Team visiting Pak will have legal jurisdiction: Chidambaram
The government on Friday dismissed apprehensions that the team going to Pakistan to gather information and evidence for the 26/11 case will have limited legal jurisdiction and said modalities for the panel will be worked out taking into account existing laws.delhi Updated: Apr 01, 2011 20:36 IST
The government on Friday dismissed apprehensions that the team going to Pakistan to gather information and evidence for the 26/11 case will have limited legal jurisdiction and said modalities for the panel will be worked out taking into account existing laws.
Home minister P Chidambaram said Pakistan has agreed in principle to receive an Indian team to gather information and evidence in that country in connection with the 2008 Mumbai attack case.
"Modalities and procedures would have to be worked out. And when we work out the modalities and procedures, please rest assured, that I will be mindful of the legal provisions. Obviously I can not send a team without being mindful of legal provisions," he told reporters here.
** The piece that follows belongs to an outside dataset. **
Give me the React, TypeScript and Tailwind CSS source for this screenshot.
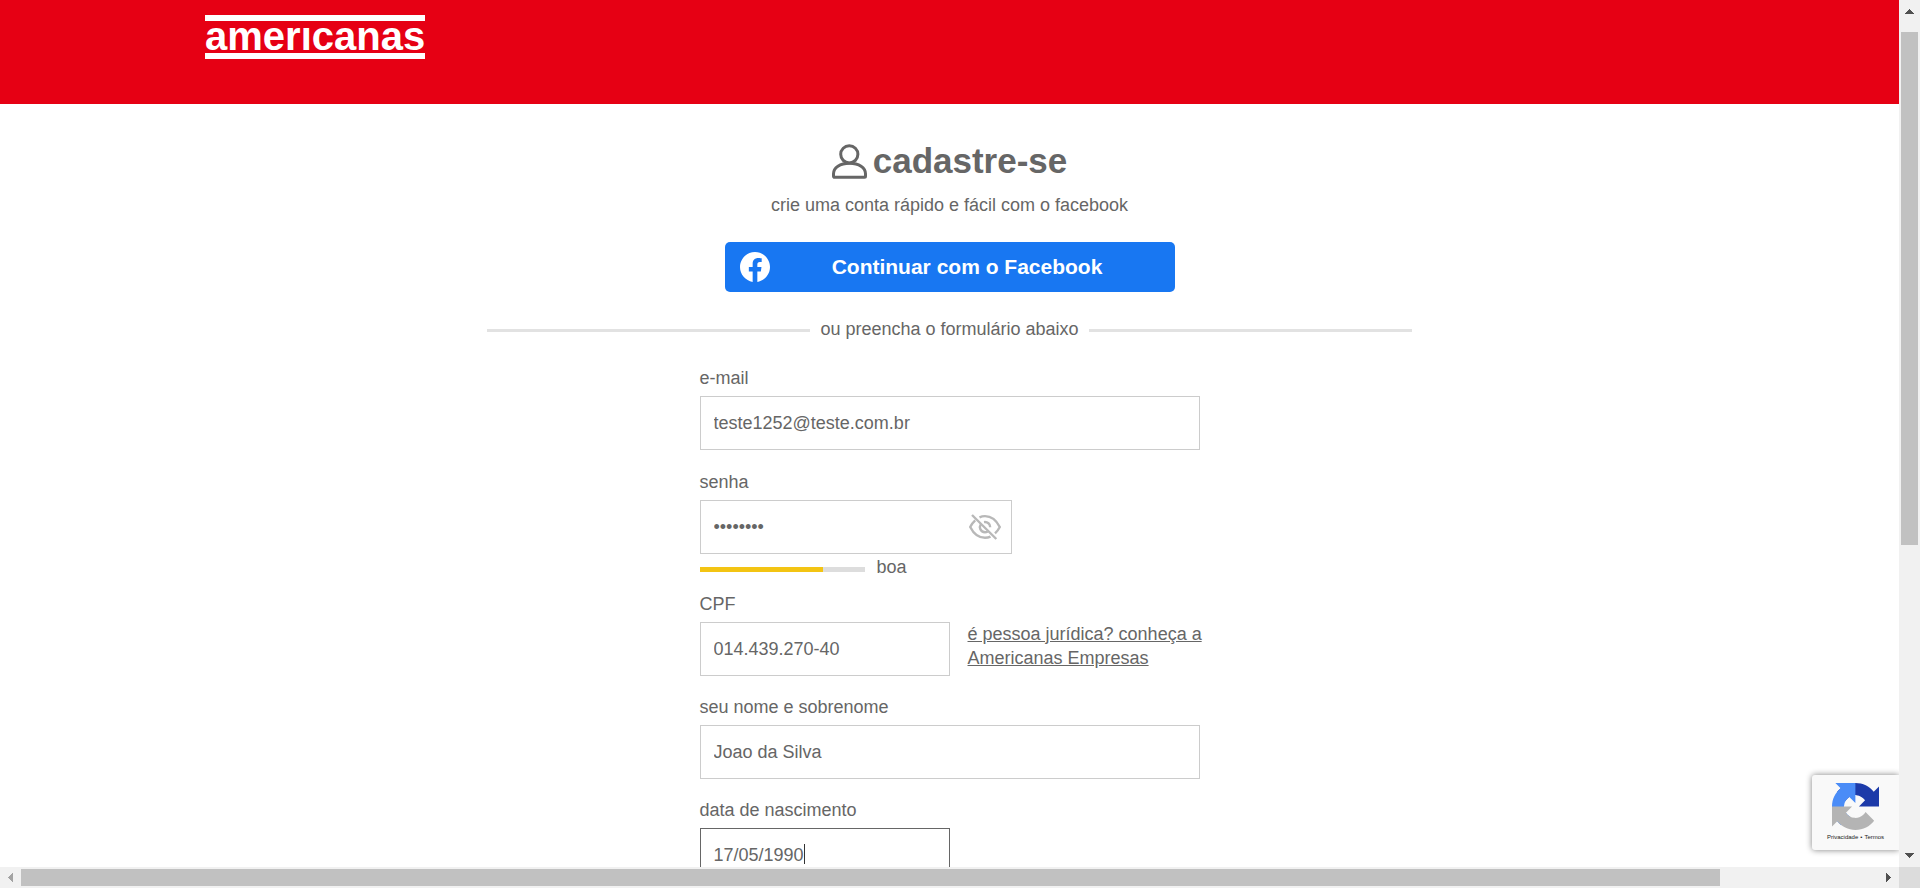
import React, { useId, useState } from "react";

const inputBase =
  "h-[54px] w-full rounded-none border bg-white px-[13px] text-lg text-[#666] outline-none";

function Logo() {
  return (
    <a href="#" className="flex w-[220px] flex-col pt-[15px] text-white">
      <span className="relative z-10 h-1.5 bg-white" />
      <span className="relative z-10 h-1 bg-[#e60014]" />
      <span className="h-7 text-center text-[40px] leading-[22px] font-bold whitespace-nowrap">americanas</span>
      <span className="h-1.5 bg-white" />
    </a>
  );
}

function UserIcon() {
  return (
    <svg viewBox="0 0 35 35" className="size-[35px]" fill="none" stroke="#666" strokeWidth="3">
      <circle cx="17.3" cy="10.3" r="8.6" />
      <path d="M2 33.3c-.3-.2-.5-.6-.5-1v-2.500C1.500 23.500 8 19.200 17.500 19.200s16 4.300 16 10.600v2.500c0 .6-.5 1-1 1h-30z" />
    </svg>
  );
}

function FacebookIcon() {
  return (
    <svg viewBox="0 0 24 24" className="size-[30px] shrink-0" fill="#fff">
      <path d="M24 12.073C24 5.446 18.627.073 12 .073S0 5.446 0 12.073c0 5.990 4.388 10.954 10.125 11.854v-8.385H7.078v-3.470h3.047V9.430c0-3.007 1.792-4.669 4.533-4.669 1.312 0 2.686.235 2.686.235v2.953H15.830c-1.491 0-1.956.925-1.956 1.874v2.250h3.328l-.532 3.470h-2.796v8.385C19.612 23.027 24 18.062 24 12.073z" />
    </svg>
  );
}

function EyeOffIcon() {
  return (
    <svg viewBox="0 0 32 26" className="h-[26px] w-8" fill="none" stroke="#b8b8b8" strokeWidth="2.4">
      <path d="M10.500 3.300C12.200 2.500 14 2.100 16 2.100c6.500 0 11.500 4.400 14.800 10.900-1.300 2.500-2.900 4.700-4.800 6.400" />
      <path d="M21.500 22.600c-1.700.8-3.500 1.200-5.500 1.200C9.500 23.800 4.500 19.500 1.200 13 2.500 10.400 4.200 8.200 6.200 6.400" />
      <path d="M15 8.100c3.600-.5 6.200 1.900 6.200 5.100" />
      <path d="M12 9.800c-2.300 3.500-.7 8.400 4 8.400 1 0 1.900-.3 2.700-.8" />
      <path d="M3 1l24.300 24" />
    </svg>
  );
}

function RecaptchaIcon() {
  return (
    <svg viewBox="0 0 64 64" className="size-[47px]">
      <path fill="#1c3aa9" d="M64 31.955l-.016-1.370V4.687l-7.160 7.160C50.964 4.674 42.033.093 32.050.093c-10.390 0-19.622 4.960-25.460 12.640l11.736 11.860a15.550 15.550 0 0 1 4.754-5.334c2.050-1.600 4.952-2.906 8.968-2.906.485 0 .860.057 1.135.163 4.976.393 9.288 3.140 11.828 7.124l-8.307 8.307L64 31.953" />
      <path fill="#4a8cf7" d="M31.862.094l-1.370.016H4.594l7.160 7.160C4.580 13.147 0 22.080 0 32.046c0 10.390 4.960 19.622 12.640 25.460L24.500 45.770a15.550 15.550 0 0 1-5.334-4.754c-1.600-2.050-2.906-4.952-2.906-8.968 0-.485.057-.860.163-1.135.393-4.976 3.140-9.288 7.124-11.828l8.307 8.307L31.860.095" />
      <path fill="#b4b4b4" d="M.001 32.045l.016 1.370v25.898l7.160-7.160c5.860 7.173 14.774 11.754 24.760 11.754 10.390 0 19.622-4.960 25.460-12.640l-11.736-11.860a15.550 15.550 0 0 1-4.754 5.334c-2.050 1.600-4.952 2.906-8.968 2.906-.485 0-.860-.057-1.135-.163-4.976-.393-9.288-3.140-11.828-7.124l8.307-8.307-27.282.001" />
    </svg>
  );
}

type FieldProps = {
  label: string;
  initial: string;
  type?: string;
  width?: string;
  active?: boolean;
  overlay?: React.ReactNode;
  aside?: React.ReactNode;
};

function Field({ label, initial, type = "text", width = "w-full", active, overlay, aside }: FieldProps) {
  const id = useId();
  const [value, setValue] = useState(initial);
  return (
    <div className="flex flex-col gap-1.5">
      <label htmlFor={id}>{label}</label>
      <div className="flex gap-[18px]">
        <div className={`relative shrink-0 ${width}`}>
          <input
            id={id}
            type={type}
            value={value}
            onChange={(e) => setValue(e.target.value)}
            className={`${inputBase} ${active ? "border-[#666]" : "border-[#ccc]"}`}
          />
          {overlay}
        </div>
        {aside}
      </div>
    </div>
  );
}

function Arrow({ points, color }: { points: string; color: string }) {
  return (
    <svg viewBox="0 0 21 21" className="size-[21px] shrink-0" shapeRendering="crispEdges">
      <polygon points={points} fill={color} />
    </svg>
  );
}

export default function App() {
  return (
    <div className="flex h-screen flex-col overflow-hidden bg-white font-['Liberation_Sans',Arial,sans-serif] text-lg leading-6 text-[#666]">
      <div className="flex min-h-0 flex-1">
        <div className="relative min-w-0 flex-1 overflow-hidden">
          <header className="h-[104px] bg-[#e60014]">
            <div className="mx-auto max-w-[1489px]">
              <Logo />
            </div>
          </header>

          <main className="flex flex-col items-center pt-9">
            <h1 className="flex items-center gap-1.5 text-[35px] leading-[42px] font-bold">
              <UserIcon />
              cadastre-se
            </h1>
            <p className="mt-[11px]">crie uma conta rápido e fácil com o facebook</p>
            <button
              type="button"
              className="mt-[25px] flex h-[50px] w-full max-w-[450px] items-center rounded-[5px] bg-[#1877f2] pr-2.5 pl-[15px] text-[21px] font-bold text-white"
            >
              <FacebookIcon />
              <span className="flex-1 text-center">Continuar com o Facebook</span>
            </button>

            <div className="mt-[25px] flex w-full max-w-[925px] items-center gap-2.5">
              <span className="mt-[3px] h-[3px] flex-1 bg-[#e2e2e2]" />
              <span>ou preencha o formulário abaixo</span>
              <span className="mt-[3px] h-[3px] flex-1 bg-[#e2e2e2]" />
            </div>

            <form className="mt-[25px] flex w-full max-w-[500px] flex-col gap-[19px]">
              <Field label="e-mail" initial="teste1252@teste.com.br" type="email" />
              <div className="-mb-1.5 pt-px">
                <Field
                  label="senha"
                  initial="abcd1234"
                  type="password"
                  width="w-[312px]"
                  overlay={
                    <button type="button" aria-label="mostrar senha" className="absolute top-3.5 right-[11px]">
                      <EyeOffIcon />
                    </button>
                  }
                />
                <div className="flex items-center gap-3 pt-px">
                  <div className="mt-[5px] h-[5px] w-[165px] bg-[#ddd]">
                    <div className="h-full w-3/4 bg-[#f3c413]" />
                  </div>
                  <span>boa</span>
                </div>
              </div>
              <Field
                label="CPF"
                initial="014.439.270-40"
                width="w-[250px]"
                aside={
                  <a href="#" className="whitespace-nowrap underline">
                    é pessoa jurídica? conheça a
                    <br />
                    Americanas Empresas
                  </a>
                }
              />
              <Field label="seu nome e sobrenome" initial="Joao da Silva" />
              <Field
                label="data de nascimento"
                initial="17/05/1990"
                width="w-[250px]"
                active
                overlay={<span className="absolute top-4 left-[104px] h-5 w-px bg-[#333]" />}
              />
            </form>
          </main>

          <aside className="absolute right-0 bottom-[17px] flex h-[75px] w-[87px] flex-col items-center rounded-l-[3px] bg-[#f9f9f9] pt-2 text-[#222] shadow-[0_0_6px_#808080]">
            <RecaptchaIcon />
            <p className="mt-0.5 flex gap-0.5 text-[6px] leading-[10px] whitespace-nowrap">
              <a href="#">Privacidade</a>
              <span>•</span>
              <a href="#">Termos</a>
            </p>
          </aside>
        </div>

        <div className="flex w-[21px] shrink-0 flex-col bg-[#f1f1f1]">
          <Arrow points="6,14 15,14 10.5,9" color="#505050" />
          <div className="flex flex-1 flex-col px-0.5 pt-[11px]">
            <div className="h-[63%] bg-[#c1c1c1]" />
          </div>
          <Arrow points="6,7 15,7 10.5,12" color="#505050" />
        </div>
      </div>

      <div className="flex h-[21px] shrink-0 bg-[#f1f1f1]">
        <Arrow points="13,6 13,15 8,10.5" color="#a3a3a3" />
        <div className="flex flex-1 py-0.5">
          <div className="w-[91.5%] bg-[#c1c1c1]" />
        </div>
        <Arrow points="8,6 8,15 13,10.5" color="#505050" />
        <div className="w-[21px] bg-[#dcdcdc]" />
      </div>
    </div>
  );
}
The home minister was responding to a question about reports that the operationalisation of such a panel appears unlikely in the near future under the existing provisions of law.
In the just-concluded home secretary level talks, Pakistan conveyed its readiness, in principle, based upon the principle of comity and reciprocity, to entertain a Commission from India with respect to Mumbai terror attack probe.
Chidambaram said he hoped that the modalities and procedures would be worked out quickly and the Indian team can travel to Pakistan soon.
Asked whether Pakistan has delivered what it had promised during his visit to Islamabad last June (in providing cooperation to bring the perpetrators of 26/11 attack into justice), Chidambaram said, "I hope that the Indian team can visit Pakistan and if they are allowed to gather evidence and information and they succeed in gathering evidence and information that is the time I think that the promise would be delivered."
On sharing with Pakistan the progress of the Samjhauta Express blasts investigation, the home minister said India has exchanged with Pakistan information available up to date.
"We have issued a statement. That statement itself says once investigation is completed and the final report is filed in court, that information will be shared with the government of Pakistan," he said.
The blasts took place in two coaches of of the Samjhauta Express in the intervening night of February 18 and 19, 2007 near Panipat in Haryana.
Sixty-eight people lost their lives and 43 of them were Pakistani nationals.